The iPhone 4 Gyroscope:

Source: Touch Reviews by Stephen Northcott.

The Gyroscope is kind of the last piece in the puzzle of the iPhone 4’s location awareness and motion tracking arsenal. I am extremely excited about it.

On the iPhone 3GS we have GPS, an accelerometer (which is gravity sensitive), and a compass. With those three functionalities it is possible to tell where the iPhone is, which way it is facing, and roughly what orientation the device is at. All iPhones up until the iPhone 4 have a fatal flaw though. Because the accelerometer is gravity driven it can not measure any rotations around the vertical axis. This means that you can use the iPhone 2G thru to the 3GS as a steering wheel, or to tilt marbles around on a simulated flat surface, but you can never accurately tell the way the device is facing in all planes.

Enter the Gyro…

iPhone-4-Gyroscope-teardo-008-e1278011905630.jpg

Many of you may have had a gyroscope as a kid (Picture above). If you did you’ll remember that when you spun up the fly wheel it seemed able to defy gravity by standing upright on a single thin spindle. If you then picked it up and tried to rotate it you would be able to feel strong resistance to your movements as it tried to stay upright. This resistance to movement away from it’s spin axis is what a gyro uses to measure you turning your iPhone. Now, there isn’t actually a spinning thing inside your iPhone 4. Even though it’s nice to imagine one there. The gyro magic is all done electronically. But it relies on similar physics. And the truly amazing thing is that it is incredibly accurate, and works in all directions of rotation. i.e. It is not dependant on gravity like accelerometers are.

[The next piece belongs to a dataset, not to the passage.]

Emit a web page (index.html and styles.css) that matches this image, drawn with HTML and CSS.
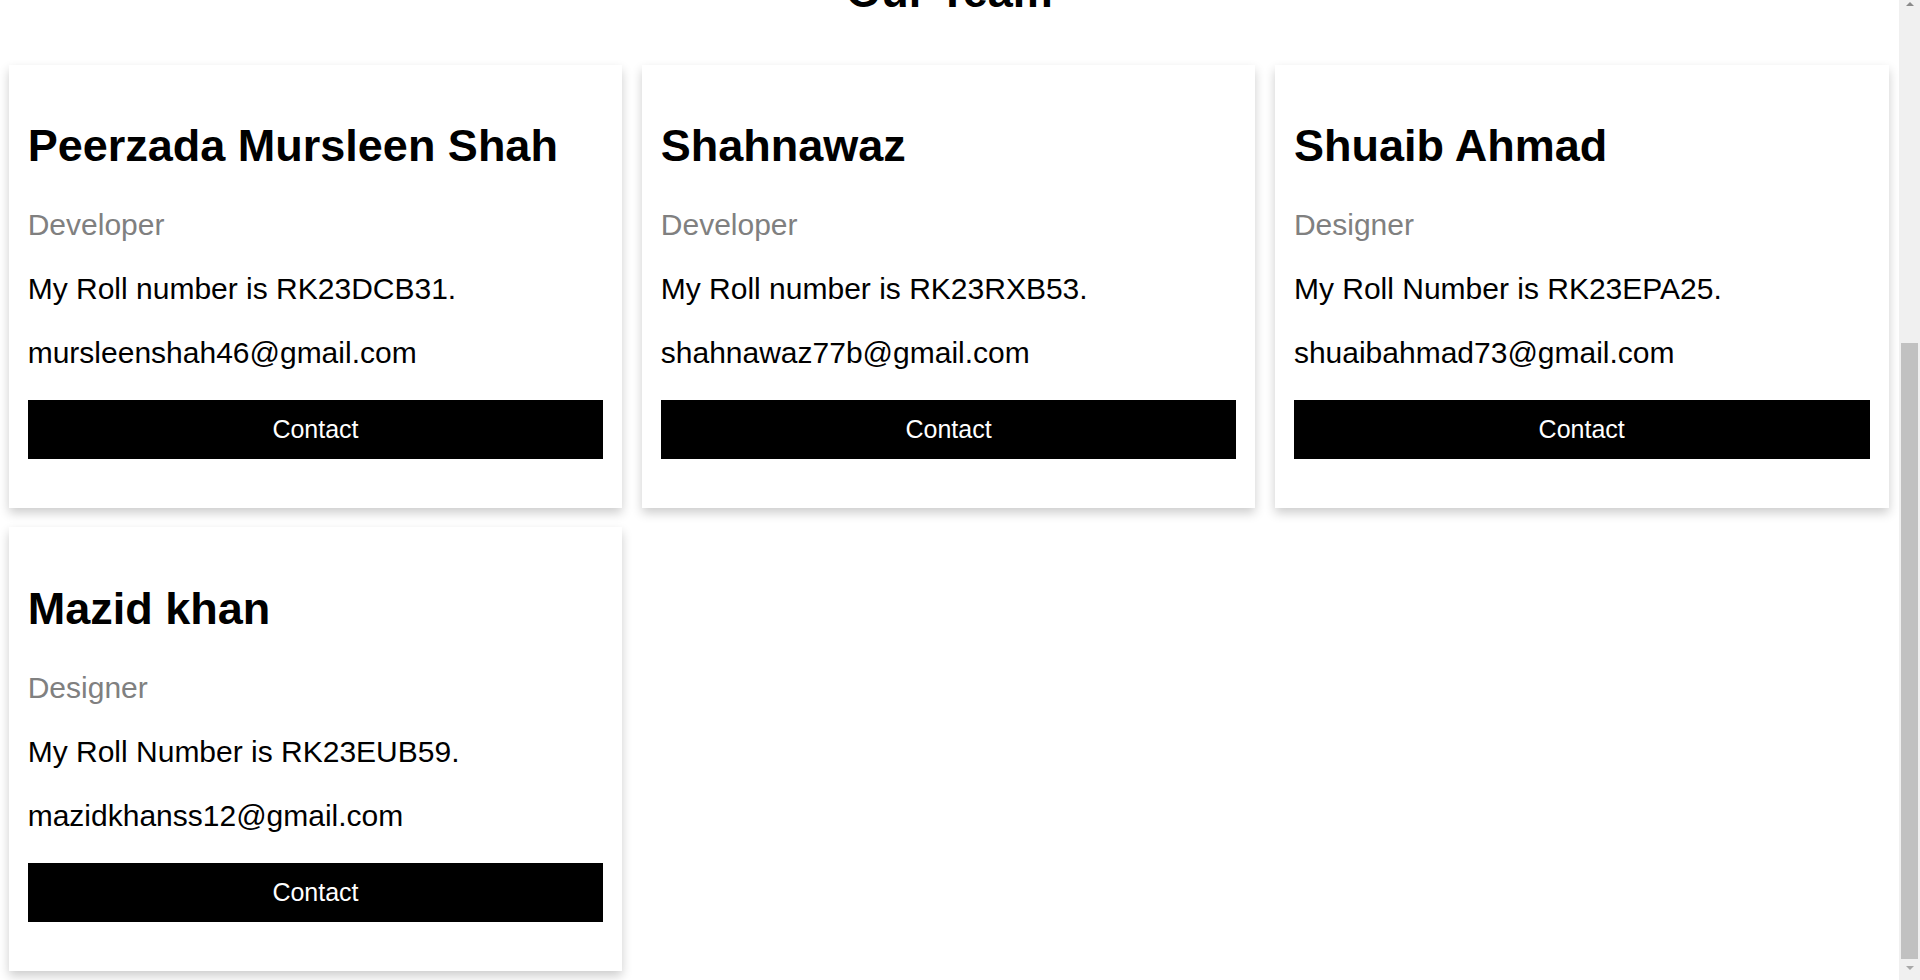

So what? Well by itself the gyro can tell us exactly how far the iPhone has been turned from an arbitrary position at any time. But that is not that useful unless we know where the iPhone was when we started. By combining GPS, the Compass and the accelerometer, already in the iPhone 4 (and previously in the 3G/3GS), with the gyro’s incredibly accurate sensing of motion in all directions, we can tell exactly where the iPhone 4 is, and which way it is facing at all times.

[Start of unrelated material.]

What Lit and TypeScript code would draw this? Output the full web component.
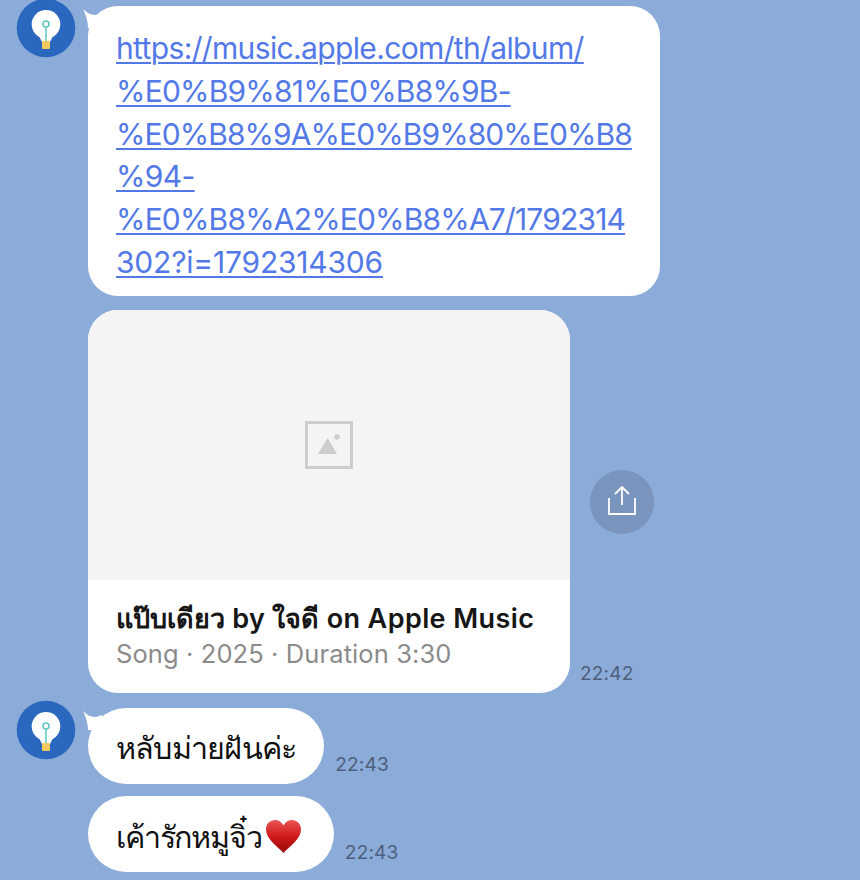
import { LitElement, html, css, svg } from "lit";
import { customElement } from "lit/decorators.js";

const avatar = html`<svg class="avatar" viewBox="0 0 60 60" aria-hidden="true">
  <circle cx="30" cy="30" r="29.300" fill="#2a68bf"></circle>
  <circle cx="30" cy="26.300" r="14.300" fill="#fff"></circle>
  <path d="M22 36H38L34 44H26Z" fill="#fff"></path>
  <rect x="26" y="43" width="8" height="8" rx="1" fill="#f4c95d"></rect>
  <path d="M30 29V43" stroke="#5cc4bd" stroke-width="1.500"></path>
  <circle cx="30" cy="26" r="3" fill="#fff" stroke="#5cc4bd" stroke-width="1.500"></circle>
</svg>`;

const tail = html`<svg class="tail" viewBox="0 0 22 20" aria-hidden="true">
  <path d="M1 1C4 4 8 7 14 7L20 5V20H6C6 14 4 7 1 1Z" fill="#fff"></path>
</svg>`;

const heart = svg`<defs><linearGradient id="h" x1="0" y1="0" x2="0" y2="1">
  <stop offset="0" stop-color="#ea5554"></stop><stop offset=".5" stop-color="#cf1a1a"></stop><stop offset="1" stop-color="#960808"></stop></linearGradient></defs>
  <path d="M18.500 34C12 27 1 20 1 10.500C1 4.500 5.500 1 10 1C13.700 1 16.800 3 18.500 6.500C20.200 3 23.300 1 27 1C31.500 1 36 4.500 36 10.500C36 20 25 27 18.500 34Z" fill="url(#h)"></path>`;

@customElement("app-root")
export class AppRoot extends LitElement {
  static styles = css`
    :host {
      display: block;
      width: 860px;
      height: 880px;
      overflow: hidden;
      background: #8babd8;
      font-family: "Inter", "Liberation Sans", "Noto Sans CJK SC", sans-serif;
      color: #111;
    }
    .chat {
      display: flex;
      flex-direction: column;
      padding: 6px 0 0 16px;
    }
    .row {
      display: flex;
      align-items: flex-end;
    }
    .gutter {
      width: 72px;
      flex: none;
      align-self: stretch;
      position: relative;
    }
    .avatar {
      position: absolute;
      left: 0;
      top: -8px;
      width: 60px;
      height: 60px;
    }
    .tail {
      position: absolute;
      left: 66px;
      top: 2px;
      width: 22px;
      height: 20px;
    }
    .bubble {
      background: #fff;
      border-radius: 38px;
      padding: 0 28px;
      box-sizing: border-box;
    }
    .link {
      width: 572px;
      height: 290px;
      border-radius: 30px;
      padding-top: 21px;
      font-size: 30px;
      letter-spacing: -0.64px;
      line-height: 42.800px;
      color: #5379e8;
      text-decoration: underline;
      text-underline-offset: 3px;
      text-decoration-thickness: 2px;
      white-space: nowrap;
    }
    .link span {
      display: block;
    }
    .link .l2 {
      letter-spacing: -0.8px;
    }
    .link .l3 {
      letter-spacing: -0.92px;
    }
    .link .l5 {
      letter-spacing: -0.82px;
    }
    .link .l6 {
      letter-spacing: -0.2px;
    }
    .second {
      margin-top: 14px;
    }
    .card {
      width: 482px;
      height: 383px;
      background: #fff;
      border-radius: 30px;
      overflow: hidden;
      flex: none;
    }
    .thumb {
      height: 270px;
      background: #f4f4f4;
      display: flex;
      align-items: center;
      justify-content: center;
    }
    .thumb svg {
      width: 48px;
      height: 48px;
    }
    .info {
      padding: 20px 28px 0;
      white-space: nowrap;
    }
    .title {
      font-size: 27px;
      line-height: 38px;
      font-weight: 600;
      letter-spacing: 0.4px;
      color: #161616;
    }
    .title .th {
      letter-spacing: 0;
    }
    .sub {
      font-size: 25.500px;
      line-height: 32px;
      letter-spacing: 0.1px;
      color: #8b8b8b;
    }
    .side {
      width: 90px;
      align-self: stretch;
      display: flex;
      flex-direction: column;
      margin-left: 10px;
    }
    .share {
      width: 64px;
      height: 64px;
      margin-top: 160px;
      margin-left: 10px;
      border-radius: 50%;
      background: #7a95bd;
      display: flex;
      align-items: center;
      justify-content: center;
    }
    .share svg {
      width: 32px;
      height: 32px;
    }
    .time {
      font-size: 19px;
      line-height: 24px;
      letter-spacing: 0.2px;
      color: #4d5f7c;
      white-space: nowrap;
    }
    .side .time {
      margin-top: auto;
      margin-bottom: 7px;
    }
    .msg {
      height: 76px;
      display: flex;
      align-items: center;
      font-size: 30.500px;
      letter-spacing: -0.78px;
      line-height: 76px;
      white-space: nowrap;
      color: #111;
    }
    .msg span {
      position: relative;
      top: 2px;
    }
    .msg .tight {
      letter-spacing: -1.13px;
      top: 3px;
    }
    .row > .time {
      margin: 0 0 7px 11px;
    }
    .third {
      margin-top: 15px;
    }
    .fourth {
      margin-top: 12px;
    }
    .heart {
      width: 37px;
      height: 35px;
      margin: 4px 4px 0 3px;
      flex: none;
    }
  `;

  render() {
    return html`<div class="chat">
      <div class="row">
        <div class="gutter">${avatar}${tail}</div>
        <div class="bubble link">
          <span>https://music.apple.com/th/album/</span>
          <span class="l2">%E0%B9%81%E0%B8%9B-</span>
          <span class="l3">%E0%B8%9A%E0%B9%80%E0%B8</span>
          <span>%94-</span>
          <span class="l5">%E0%B8%A2%E0%B8%A7/1792314</span>
          <span class="l6">302?i=1792314306</span>
        </div>
      </div>
      <div class="row second">
        <div class="gutter"></div>
        <div class="card">
          <div class="thumb">
            <svg viewBox="0 0 48 48" aria-hidden="true">
              <rect x="1.500" y="1.500" width="45" height="45" fill="none" stroke="#cdcdcd" stroke-width="3"></rect>
              <path d="M13 33L22.500 17L32 33Z" fill="#cdcdcd"></path>
              <circle cx="32" cy="16" r="2.800" fill="#cdcdcd"></circle>
            </svg>
          </div>
          <div class="info">
            <div class="title"><span class="th">แป๊บเดียว</span> by <span class="th">ใจดี</span> on Apple Music</div>
            <div class="sub">Song · 2025 · Duration 3:30</div>
          </div>
        </div>
        <div class="side">
          <div class="share">
            <svg viewBox="0 0 32 32" fill="none" stroke="#fff" stroke-width="1.800" aria-hidden="true">
              <path d="M3 12V28H29V12"></path>
              <path d="M16 19V1M9 8L16 1L23 8"></path>
            </svg>
          </div>
          <div class="time">22:42</div>
        </div>
      </div>
      <div class="row third">
        <div class="gutter">${avatar}${tail}</div>
        <div class="bubble msg"><span>หลับม่ายฝันค่ะ</span></div>
        <div class="time">22:43</div>
      </div>
      <div class="row fourth">
        <div class="gutter"></div>
        <div class="bubble msg"><span class="tight">เค้ารักหมูจิ๋ว</span><svg class="heart" viewBox="0 0 37 35" aria-hidden="true">${heart}</svg></div>
        <div class="time">22:43</div>
      </div>
    </div>`;
  }
}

The gyroscope in the iPhone 4 can distinguish movement with an accuracy of up to 2,000 degrees per second – over 600 times more detailed than the movement of the second hand on a clock.

Using the CoreMotion APIs in iOS, developers can make use of the gyroscope to measure true roll, pitch, and yaw, making the iPhone sensitive to motion on six total axes.

At the moment if you want to experience the Gyro in action on the iPhone 4, and feel just how accurate it is for yourself, there is a game from ngmoco called “Eilminate:GunRange” in the iTunes App Store. That app is only for the iPhone 4, and uses the Gyro for aiming at targets in a shooting range. Strangely ngmoco are charging for it. But I guess they are trying to cash in on the iPhone 4 launch and have decided to forgo their normal Freemium model for now on that one!